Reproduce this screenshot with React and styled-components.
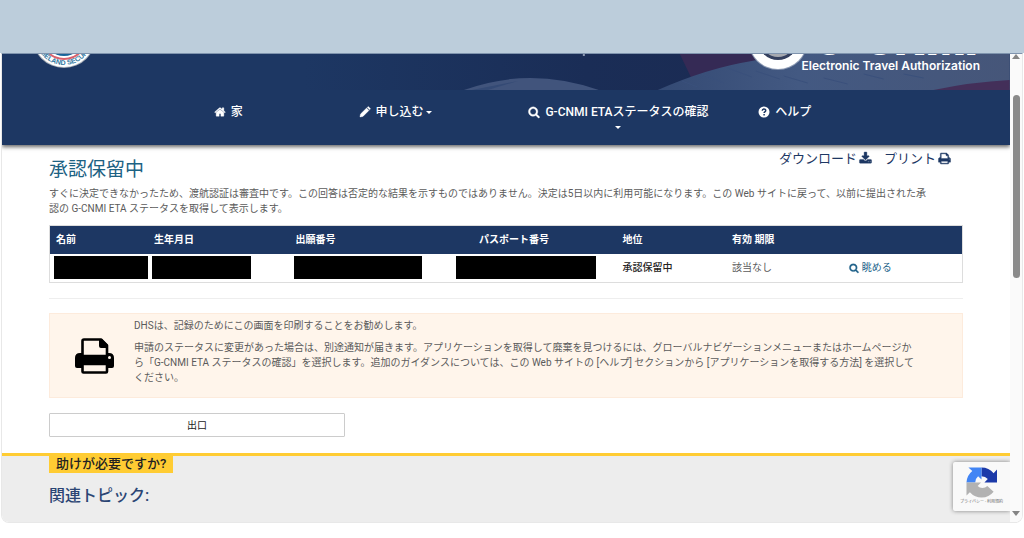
import React from 'react';
import styled, { createGlobalStyle } from 'styled-components';

const GlobalStyle = createGlobalStyle`
  * {
    box-sizing: border-box;
  }
  body {
    margin: 0;
    background-color: #fff;
    color: #5b5b5b;
    font-family: Roboto, 'Noto Sans CJK JP', sans-serif;
    font-size: 10px;
    line-height: 15px;
  }
  h1, h2, p {
    margin: 0;
  }
  a {
    text-decoration: none;
  }
`;

const TopBand = styled.div`
  height: 53px;
  background-color: #bccddb;
`;

const Frame = styled.div`
  display: flex;
  margin: 0 1px;
  border: 1px solid #e8e8e8;
  border-top-color: #7f94ae;
  border-radius: 0 0 8px 8px;
  overflow: hidden;
`;

const Page = styled.div`
  position: relative;
  flex: 1;
  min-width: 0;
  overflow: hidden;
`;

const Header = styled.header`
  background-color: #1d3763;
  box-shadow: 0 2px 4px rgba(0, 0, 0, 0.6);
`;

const Hero = styled.div`
  position: relative;
  display: flex;
  justify-content: space-between;
  height: 36px;
  padding: 0 30px;
  overflow: hidden;
`;

const FlagArt = styled.svg`
  position: absolute;
  top: 0;
  right: 0;
  width: 70%;
  height: 36px;
`;

const Seal = styled.svg`
  position: relative;
  flex: none;
`;

const Brand = styled.div`
  position: relative;
  display: flex;
`;

const BrandText = styled.div`
  display: flex;
  flex-direction: column;
  justify-content: flex-end;
  height: 20px;
  margin-left: -6px;
  color: #fff;
  font-family: Inter, sans-serif;
  font-weight: 600;
  font-size: 12px;
  line-height: 16px;
  white-space: nowrap;
`;

const BrandName = styled.strong`
  padding-left: 12px;
  font-size: 41px;
  line-height: 36px;
`;

const Nav = styled.nav`
  display: grid;
  grid-template-columns: 145fr 170fr 230fr 252fr;
  justify-items: start;
  height: 55px;
  padding: 13px 0 0 21%;
`;

const NavLink = styled.a`
  display: flex;
  flex-direction: ${({ $stacked }) => ($stacked ? 'column' : 'row')};
  align-items: center;
  height: ${({ $stacked }) => ($stacked ? '30px' : '18px')};
  color: #fff;
  font-size: 12px;
  font-weight: 500;
  line-height: 18px;
  white-space: nowrap;
`;

const NavLabel = styled.span`
  display: flex;
  align-items: center;
  gap: 5px;
`;

const Caret = styled.span`
  margin: ${({ $below }) => ($below ? '5px 0 0' : '0 0 0 2px')};
  border: 3px solid transparent;
  border-top-color: currentColor;
  border-bottom: 0;
`;

const Main = styled.main`
  padding: 5px 47px 16px;
`;

const TitleRow = styled.div`
  display: flex;
  justify-content: space-between;
  height: 36px;
`;

const Title = styled.h1`
  padding-top: 8px;
  color: #1c6283;
  font-size: 19px;
  font-weight: 400;
  line-height: 24px;
`;

const Actions = styled.div`
  display: flex;
  gap: 12px;
  padding-right: 12px;
`;

const Action = styled.a`
  display: flex;
  align-items: center;
  gap: 2px;
  height: 16px;
  color: #1d3763;
  font-size: 13px;
`;

const Table = styled.table`
  width: 100%;
  margin-top: 9px;
  border: 1px solid #ddd;
  border-collapse: collapse;
  table-layout: fixed;
`;

const Th = styled.th`
  width: ${({ $width }) => $width};
  height: 28px;
  padding: 0 0 0 ${({ $indent }) => ($indent ? '27px' : '6px')};
  background-color: #1d3763;
  color: #fff;
  font-weight: 700;
  text-align: left;
`;

const Td = styled.td`
  height: 29px;
  padding: 0 0 0 ${({ $redacted }) => ($redacted ? '4px' : '6px')};
  color: ${({ $strong }) => ($strong ? '#222' : '#5b5b5b')};
  font-weight: ${({ $strong }) => ($strong ? 500 : 400)};
`;

const Redaction = styled.div`
  width: ${({ $width }) => $width};
  height: 23px;
  background-color: #000;
`;

const ViewLink = styled.a`
  display: flex;
  align-items: center;
  gap: 3px;
  color: #22638a;
`;

const Divider = styled.hr`
  margin: 15px 0 14px;
  border: 0;
  border-top: 1px solid #eee;
`;

const Notice = styled.section`
  display: flex;
  align-items: center;
  gap: 20px;
  min-height: 85px;
  padding: 4px 14px 12px 25px;
  border: 1px solid #fdebdc;
  background-color: #fff5eb;
`;

const NoticeIcon = styled.div`
  display: flex;
  flex: none;
  padding-top: 8px;
`;

const NoticeText = styled.div`
  display: grid;
  gap: 7px;
`;

const ButtonGrid = styled.div`
  display: grid;
  grid-template-columns: repeat(3, 1fr);
  gap: 13px;
  margin-top: 15px;
`;

const ExitButton = styled.button`
  height: 24px;
  padding: 0;
  border: 1px solid #ccc;
  border-radius: 1px;
  background-color: #fff;
  color: #222;
  font: inherit;
`;

const HelpFooter = styled.footer`
  min-height: 69px;
  padding: 0 47px;
  border-top: 3px solid #fc3;
  background-color: #ededed;
`;

const HelpTag = styled.div`
  width: fit-content;
  padding: 0 7px 1px;
  background-color: #fc3;
  color: #222;
  font-size: 13px;
  font-weight: 500;
  line-height: 16px;
`;

const Topics = styled.h2`
  margin-top: 12px;
  color: #2b4574;
  font-size: 16px;
  font-weight: 500;
  line-height: 22px;
`;

const Captcha = styled.aside`
  position: absolute;
  right: 0;
  bottom: 11px;
  display: flex;
  flex-direction: column;
  align-items: center;
  width: 57px;
  height: 49px;
  padding: 5px 0 0;
  border-radius: 2px 0 0 2px;
  background-color: #f9f9f9;
  box-shadow: 0 0 4px #808080;
  color: #666;
  font-size: 4px;
  line-height: 8px;
  white-space: nowrap;
`;

const Scrollbar = styled.div`
  display: flex;
  flex-direction: column;
  align-items: center;
  width: 12px;
  background-color: #fafafa;
`;

const Arrow = styled.span`
  margin: ${({ $down }) => ($down ? 'auto 0 6px' : '0')};
  border: 4px solid transparent;
  border-${({ $down }) => ($down ? 'top' : 'bottom')}: 5px solid #858585;
  border-${({ $down }) => ($down ? 'bottom' : 'top')}: 0;
`;

const Thumb = styled.span`
  width: 7px;
  height: 39%;
  margin-top: 36px;
  border-radius: 4px;
  background-color: #8a8a8a;
`;

const iconPaths = {
  home: 'M1472 992v480q0 26-19 45t-45 19h-384v-384h-256v384h-384q-26 0-45-19t-19-45v-480q0-1 .5-3t.5-3l575-474 575 474q1 2 1 6zm223-69l-62 74q-8 9-21 11h-3q-13 0-21-7l-692-577-692 577q-12 8-24 7-13-2-21-11l-62-74q-8-10-7-23.5t11-21.5l719-599q32-26 76-26t76 26l244 204v-195q0-14 9-23t23-9h192q14 0 23 9t9 23v408l219 182q10 8 11 21.5t-7 23.5z',
  pencil:
    'M1130 300l360 360-900 900-430 90q-28 4-24-24l90-430zM1220 210l110-110q46-46 92 0l270 270q46 46 0 92l-110 110z',
  search:
    'M1216 832q0-185-131.5-316.5t-316.5-131.5-316.5 131.5-131.5 316.5 131.5 316.5 316.5 131.5 316.5-131.5 131.5-316.5zm512 832q0 52-38 90t-90 38q-54 0-90-38l-343-342q-179 124-399 124-143 0-273.5-55.5t-225-150-150-225-55.5-273.5 55.5-273.5 150-225 225-150 273.5-55.5 273.5 55.5 225 150 150 225 55.5 273.5q0 220-124 399l343 343q37 37 37 90z',
  download:
    'M1344 1344q0-26-19-45t-45-19-45 19-19 45 19 45 45 19 45-19 19-45zm256 0q0-26-19-45t-45-19-45 19-19 45 19 45 45 19 45-19 19-45zm128-224v320q0 40-28 68t-68 28h-1472q-40 0-68-28t-28-68v-320q0-40 28-68t68-28h465l135 136q58 56 136 56t136-56l136-136h464q40 0 68 28t28 68zm-325-569q17 41-14 70l-448 448q-18 19-45 19t-45-19l-448-448q-31-29-14-70 17-39 59-39h256v-448q0-26 19-45t45-19h256q26 0 45 19t19 45v448h256q42 0 59 39z',
  print:
    'M448 1536h896v-256h-896v256zm0-640h896v-384h-160q-40 0-68-28t-28-68v-160h-640v640zm1152 64q0-26-19-45t-45-19-45 19-19 45 19 45 45 19 45-19 19-45zm128 0v416q0 13-9.5 22.5t-22.5 9.5h-224v160q0 40-28 68t-68 28h-960q-40 0-68-28t-28-68v-160h-224q-13 0-22.5-9.5t-9.5-22.5v-416q0-79 56.5-135.5t135.5-56.5h64v-544q0-40 28-68t68-28h672q40 0 88 20t76 48l152 152q28 28 48 76t20 88v256h64q79 0 135.5 56.5t56.5 135.5z',
};

const Icon = ({ name, size = 12 }) => (
  <svg
    width={size}
    height={size}
    viewBox="0 0 1792 1792"
    fill="currentColor"
    stroke="currentColor"
    strokeWidth="50"
    overflow="visible"
    aria-hidden="true"
  >
    <path d={iconPaths[name]} />
  </svg>
);

const QuestionIcon = () => (
  <svg width="12" height="12" viewBox="0 0 24 24" aria-hidden="true">
    <circle cx="12" cy="12" r="11" fill="#fff" />
    <path
      d="M8.5 9.5C8.5 5 15.5 5 15.5 9.2c0 2.8-3.3 2.6-3.3 5M12.2 16v3"
      fill="none"
      stroke="#1d3763"
      strokeWidth="3"
    />
  </svg>
);

const HeroArt = () => (
  <FlagArt viewBox="0 0 706 36" preserveAspectRatio="none" aria-hidden="true">
    <defs>
      <linearGradient id="night">
        <stop offset="0" stopColor="#1d3763" />
        <stop offset="0.4" stopColor="#1a2d56" />
        <stop offset="0.65" stopColor="#1b2b53" />
        <stop offset="1" stopColor="#3b5078" />
      </linearGradient>
      <linearGradient id="cloth">
        <stop offset="0" stopColor="#344a74" />
        <stop offset="0.4" stopColor="#435982" />
        <stop offset="1" stopColor="#465679" />
      </linearGradient>
    </defs>
    <rect width="706" height="36" fill="url(#night)" />
    <path d="M376 0h100l-28 8-60 17z" fill="#352a55" />
    <path d="M354 36q50-22 94-29 30-7 60-7h198v36z" fill="url(#cloth)" />
    <path d="M160 36q66-24 135 0z" fill="#41547c" />
    <path d="M168 36l46-9-30 9z" fill="#344a75" />
    <path
      d="M378 27l16 6M398 20l22 9M424 14l24 9M452 17l24 8M480 22l24 7M520 24l24 6M560 20l20 5M600 20l20 4"
      fill="none"
      stroke="#3a507b"
    />
    <path d="M280 0v2" stroke="#8c9ab3" strokeWidth="2" />
    <path d="M630 36q38-8 76-10v10z" fill="#432f59" />
  </FlagArt>
);

const DhsSeal = () => (
  <Seal width="64" height="15" viewBox="0 49 64 15" aria-hidden="true">
    <circle cx="32" cy="31" r="32" fill="#a9b0b8" />
    <circle cx="32" cy="31" r="31" fill="#fff" />
    <circle cx="32" cy="31" r="24" fill="#d9616c" />
    <circle cx="32" cy="31" r="22" fill="#fff" />
    <circle cx="32" cy="31" r="20" fill="#17649a" />
    <path id="seal-ring" d="M3 31a29 29 0 0 0 58 0" fill="none" />
    <text fill="#31779f" fontFamily="Liberation Sans" fontSize="7" fontWeight="700">
      <textPath href="#seal-ring" startOffset="50%" textAnchor="middle">
        HOMELAND SECURITY
      </textPath>
    </text>
  </Seal>
);

const CnmiSeal = () => (
  <Seal width="60" height="17" viewBox="0 43 60 17" aria-hidden="true">
    <circle cx="30" cy="29" r="30" fill="#8c9ab3" />
    <circle cx="30" cy="29" r="29" fill="#fff" />
    <circle cx="30" cy="29" r="20" fill="#34405f" />
    <circle cx="30" cy="29" r="17" fill="#a6a9b0" />
  </Seal>
);

const CaptchaLogo = () => (
  <svg width="31" height="31" viewBox="0 0 64 64" aria-label="reCAPTCHA">
    <path
      d="M64 32V5l-7 8A32 32 0 0 0 32 1v18q8 0 13 6l-7 7z"
      fill="#1c3aa9"
    />
    <path d="M32 1H5l8 7A32 32 0 0 0 1 32h18q0-8 6-13l7 7z" fill="#4285f4" />
    <path
      d="M1 32v27l7-7a32 32 0 0 0 49-1L44 39a14 14 0 0 1-20 0l7-7z"
      fill="#b2b2b2"
    />
  </svg>
);

const PrinterIcon = () => (
  <svg width="39" height="36" viewBox="0 0 39 36" aria-hidden="true">
    <path d="M5 15h29q5 0 5 5v8q0 2-2 2H2q-2 0-2-2v-8q0-5 5-5z" />
    <path
      d="M7.5 18V3q0-1.500 1.500-1.500h17l6 6V18z"
      fill="#fff5eb"
      stroke="#000"
      strokeWidth="2.600"
      strokeLinejoin="round"
    />
    <path d="M24 1h3l6 6v3h-7q-2 0-2-2zM7 17h25v9H7z" />
    <rect
      x="7.5"
      y="26"
      width="24.500"
      height="8.500"
      rx="1"
      fill="#fff5eb"
      stroke="#000"
      strokeWidth="2.600"
    />
    <circle cx="34.500" cy="19.500" r="1.500" fill="#fff5eb" />
  </svg>
);

const columns = [
  { label: '名前', width: '10.8%' },
  { label: '生年月日', width: '15.5%' },
  { label: '出願番号', width: '17.8%' },
  { label: 'パスポート番号', width: '18%', indent: true },
  { label: '地位', width: '12%' },
  { label: '有効 期限', width: '12.8%' },
  { label: '', width: 'auto' },
];

const redactions = ['94px', '99px', '128px', '140px'];

const App = () => (
  <>
    <GlobalStyle />
    <TopBand />
    <Frame>
      <Page lang="ja">
        <Header>
          <Hero>
            <HeroArt />
            <DhsSeal />
            <Brand>
              <CnmiSeal />
              <BrandText>
                <BrandName>G-CNMI</BrandName>
                <span>Electronic Travel Authorization</span>
              </BrandText>
            </Brand>
          </Hero>
          <Nav>
            <NavLink href="#home">
              <NavLabel>
                <Icon name="home" />家
              </NavLabel>
            </NavLink>
            <NavLink href="#apply">
              <NavLabel>
                <Icon name="pencil" />
                申し込む
              </NavLabel>
              <Caret />
            </NavLink>
            <NavLink href="#status" $stacked>
              <NavLabel>
                <Icon name="search" />
                G-CNMI ETAステータスの確認
              </NavLabel>
              <Caret $below />
            </NavLink>
            <NavLink href="#help">
              <NavLabel>
                <QuestionIcon />
                ヘルプ
              </NavLabel>
            </NavLink>
          </Nav>
        </Header>

        <Main>
          <TitleRow>
            <Title>承認保留中</Title>
            <Actions>
              <Action href="#download">
                ダウンロード
                <Icon name="download" size={13} />
              </Action>
              <Action href="#print">
                プリント
                <Icon name="print" size={13} />
              </Action>
            </Actions>
          </TitleRow>
          <p>
            すぐに決定できなかったため、渡航認証は審査中です。この回答は否定的な結果を示すものではありません。決定は5日以内に利用可能になります。この
            Web サイトに戻って、以前に提出された承
            <br />
            認の G-CNMI ETA ステータスを取得して表示します。
          </p>

          <Table>
            <thead>
              <tr>
                {columns.map(({ label, width, indent }) => (
                  <Th key={width} scope="col" $width={width} $indent={indent}>
                    {label}
                  </Th>
                ))}
              </tr>
            </thead>
            <tbody>
              <tr>
                {redactions.map((width) => (
                  <Td key={width} $redacted>
                    <Redaction $width={width} />
                  </Td>
                ))}
                <Td $strong>承認保留中</Td>
                <Td>該当なし</Td>
                <Td>
                  <ViewLink href="#view">
                    <Icon name="search" size={10} />
                    眺める
                  </ViewLink>
                </Td>
              </tr>
            </tbody>
          </Table>

          <Divider />

          <Notice>
            <NoticeIcon>
              <PrinterIcon />
            </NoticeIcon>
            <NoticeText>
              <p>DHSは、記録のためにこの画面を印刷することをお勧めします。</p>
              <p>
                申請のステータスに変更があった場合は、別途通知が届きます。アプリケーションを取得して廃棄を見つけるには、グローバルナビゲーションメニューまたはホームページか
                <br />
                ら「G-CNMI ETA ステータスの確認」を選択します。追加のガイダンスについては、この Web
                サイトの [ヘルプ] セクションから [アプリケーションを取得する方法] を選択して
                <br />
                ください。
              </p>
            </NoticeText>
          </Notice>

          <ButtonGrid>
            <ExitButton type="button">出口</ExitButton>
          </ButtonGrid>
        </Main>

        <HelpFooter>
          <HelpTag>助けが必要ですか?</HelpTag>
          <Topics>関連トピック:</Topics>
        </HelpFooter>

        <Captcha>
          <CaptchaLogo />
          <span>プライバシー - 利用規約</span>
        </Captcha>
      </Page>
      <Scrollbar aria-hidden="true">
        <Arrow />
        <Thumb />
        <Arrow $down />
      </Scrollbar>
    </Frame>
  </>
);

export default App;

GIVEN TASK:
Track down every line of the material containing the string "components", and copy it.

ANSWER TO THIS EXERCISE:
Reproduce this screenshot with React and styled-components.
import styled, { createGlobalStyle } from 'styled-components';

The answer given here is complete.